*TASK PROMPT*
Repeat every line of the data exactly, but not the pictures.

*DATA EXCERPT*
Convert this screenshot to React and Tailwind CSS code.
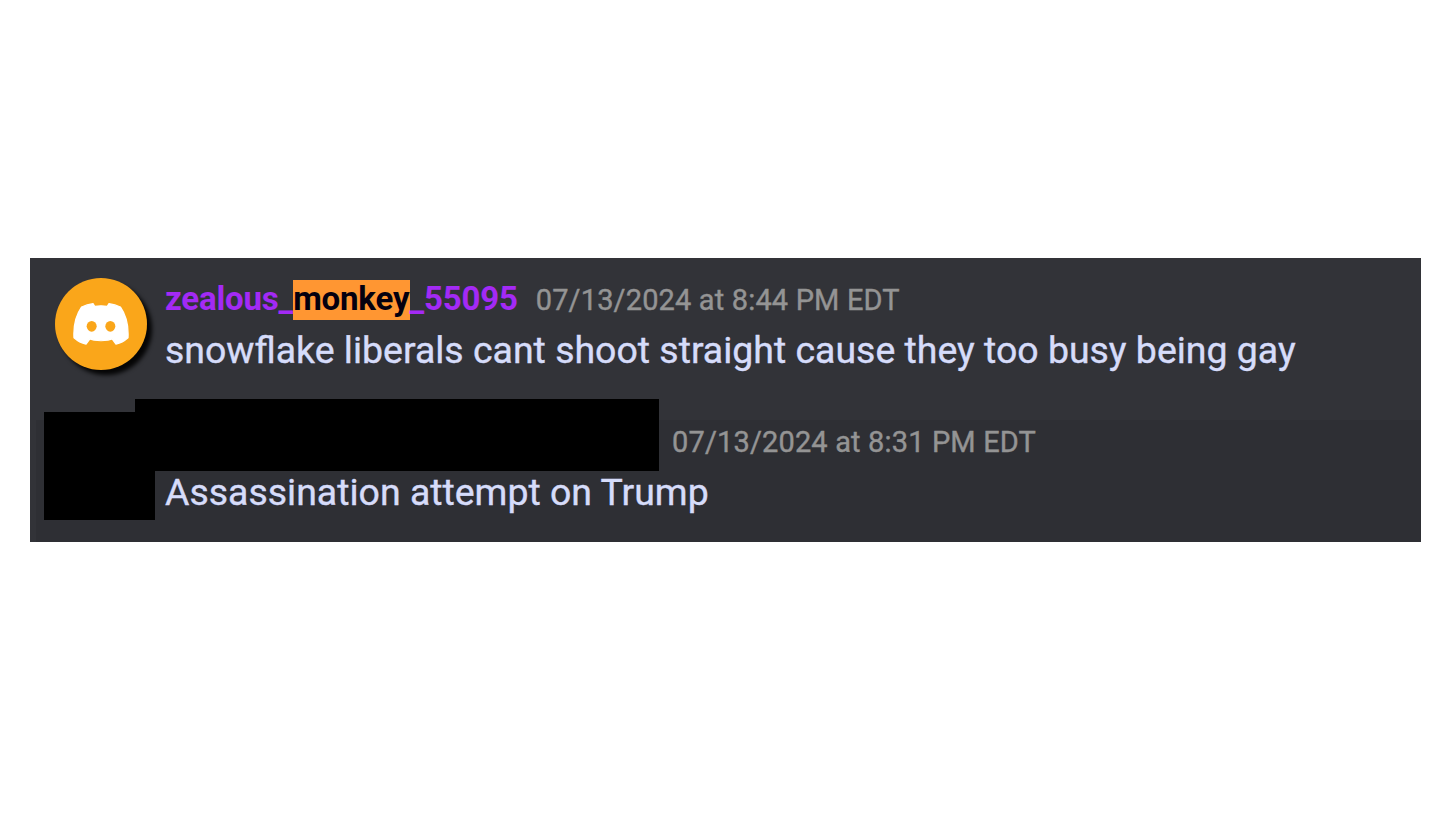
function DiscordLogo() {
  return (
    <svg viewBox="0 0 168 126" className="h-[42px] w-14" aria-hidden="true">
      <path
        d="M60 2C48 4 35 8 26 12C10 35 1 66 3 104C13 113 25 120 39 123L49 110L44 106C68 115 100 115 124 106L119 110L129 123C143 120 155 113 165 104C167 66 158 35 142 12C133 8 120 4 108 2L103 10C91 8 77 8 65 10Z"
        className="fill-white stroke-white stroke-[4px]"
        strokeLinejoin="round"
      />
      <ellipse cx="56" cy="70" rx="15" ry="16" className="fill-[#faa61a]" />
      <ellipse cx="112" cy="70" rx="15" ry="16" className="fill-[#faa61a]" />
    </svg>
  );
}

function Avatar() {
  return (
    <div className="grid h-[92px] w-[92px] shrink-0 place-items-center rounded-full bg-[#faa61a] shadow-[5px_5px_4px_rgba(0,0,0,0.9)]">
      <DiscordLogo />
    </div>
  );
}

function Timestamp({ children }) {
  return (
    <time className="whitespace-nowrap text-[29px] leading-10 tracking-[0.15px] text-[#949494] [-webkit-text-stroke:0.4px_#949494]">
      {children}
    </time>
  );
}

function MessageText({ children }) {
  return (
    <p className="whitespace-nowrap text-[37.45px] leading-[48px] text-[#d6dcfa] [-webkit-text-stroke:0.4px_#d6dcfa]">
      {children}
    </p>
  );
}

function Username() {
  return (
    <h3 className="whitespace-nowrap text-[33px] font-bold leading-[38px] tracking-[-0.17px] text-[#a32af5]">
      zealous_
      <mark className="-mr-px inline-block h-10 bg-[#ff9632] pr-px align-top text-[#05000f]">monkey</mark>
      _55095
    </h3>
  );
}

export default function App() {
  return (
    <main className="h-[819px] w-[1456px] overflow-hidden bg-white pl-[30px] pt-[258px] font-['Roboto',sans-serif]">
      <section className="h-[284px] w-[1391px] bg-[#323338]">
        <article className="flex h-[162px] gap-[18px] pl-[25px] pt-5">
          <Avatar />
          <div className="pt-[2px]">
            <header className="flex h-10 items-baseline gap-[18px]">
              <Username />
              <Timestamp>07/13/2024 at 8:44 PM EDT</Timestamp>
            </header>
            <div className="mt-[6px]">
              <MessageText>snowflake liberals cant shoot straight cause they too busy being gay</MessageText>
            </div>
          </div>
        </article>

        <article className="relative ml-[6px] h-[122px] bg-[#2e2f34]">
          {/* covered avatar and name */}
          <span className="absolute -top-2 left-2 h-[108px] w-[111px] bg-black" />
          <span className="absolute -top-[21px] left-[99px] h-[72px] w-[524px] bg-black" />
          <div className="pl-[129px] pt-[2px]">
            <header className="pl-[507px]">
              <Timestamp>07/13/2024 at 8:31 PM EDT</Timestamp>
            </header>
            <div className="mt-[6px]">
              <MessageText>Assassination attempt on Trump</MessageText>
            </div>
          </div>
        </article>
      </section>
    </main>
  );
}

*EXPECTED ANSWER*
Convert this screenshot to React and Tailwind CSS code.
function DiscordLogo() {
  return (
    <svg viewBox="0 0 168 126" className="h-[42px] w-14" aria-hidden="true">
      <path
        d="M60 2C48 4 35 8 26 12C10 35 1 66 3 104C13 113 25 120 39 123L49 110L44 106C68 115 100 115 124 106L119 110L129 123C143 120 155 113 165 104C167 66 158 35 142 12C133 8 120 4 108 2L103 10C91 8 77 8 65 10Z"
        className="fill-white stroke-white stroke-[4px]"
        strokeLinejoin="round"
      />
      <ellipse cx="56" cy="70" rx="15" ry="16" className="fill-[#faa61a]" />
      <ellipse cx="112" cy="70" rx="15" ry="16" className="fill-[#faa61a]" />
    </svg>
  );
}

function Avatar() {
  return (
    <div className="grid h-[92px] w-[92px] shrink-0 place-items-center rounded-full bg-[#faa61a] shadow-[5px_5px_4px_rgba(0,0,0,0.9)]">
      <DiscordLogo />
    </div>
  );
}

function Timestamp({ children }) {
  return (
    <time className="whitespace-nowrap text-[29px] leading-10 tracking-[0.15px] text-[#949494] [-webkit-text-stroke:0.4px_#949494]">
      {children}
    </time>
  );
}

function MessageText({ children }) {
  return (
    <p className="whitespace-nowrap text-[37.45px] leading-[48px] text-[#d6dcfa] [-webkit-text-stroke:0.4px_#d6dcfa]">
      {children}
    </p>
  );
}

function Username() {
  return (
    <h3 className="whitespace-nowrap text-[33px] font-bold leading-[38px] tracking-[-0.17px] text-[#a32af5]">
      zealous_
      <mark className="-mr-px inline-block h-10 bg-[#ff9632] pr-px align-top text-[#05000f]">monkey</mark>
      _55095
    </h3>
  );
}

export default function App() {
  return (
    <main className="h-[819px] w-[1456px] overflow-hidden bg-white pl-[30px] pt-[258px] font-['Roboto',sans-serif]">
      <section className="h-[284px] w-[1391px] bg-[#323338]">
        <article className="flex h-[162px] gap-[18px] pl-[25px] pt-5">
          <Avatar />
          <div className="pt-[2px]">
            <header className="flex h-10 items-baseline gap-[18px]">
              <Username />
              <Timestamp>07/13/2024 at 8:44 PM EDT</Timestamp>
            </header>
            <div className="mt-[6px]">
              <MessageText>snowflake liberals cant shoot straight cause they too busy being gay</MessageText>
            </div>
          </div>
        </article>

        <article className="relative ml-[6px] h-[122px] bg-[#2e2f34]">
          {/* covered avatar and name */}
          <span className="absolute -top-2 left-2 h-[108px] w-[111px] bg-black" />
          <span className="absolute -top-[21px] left-[99px] h-[72px] w-[524px] bg-black" />
          <div className="pl-[129px] pt-[2px]">
            <header className="pl-[507px]">
              <Timestamp>07/13/2024 at 8:31 PM EDT</Timestamp>
            </header>
            <div className="mt-[6px]">
              <MessageText>Assassination attempt on Trump</MessageText>
            </div>
          </div>
        </article>
      </section>
    </main>
  );
}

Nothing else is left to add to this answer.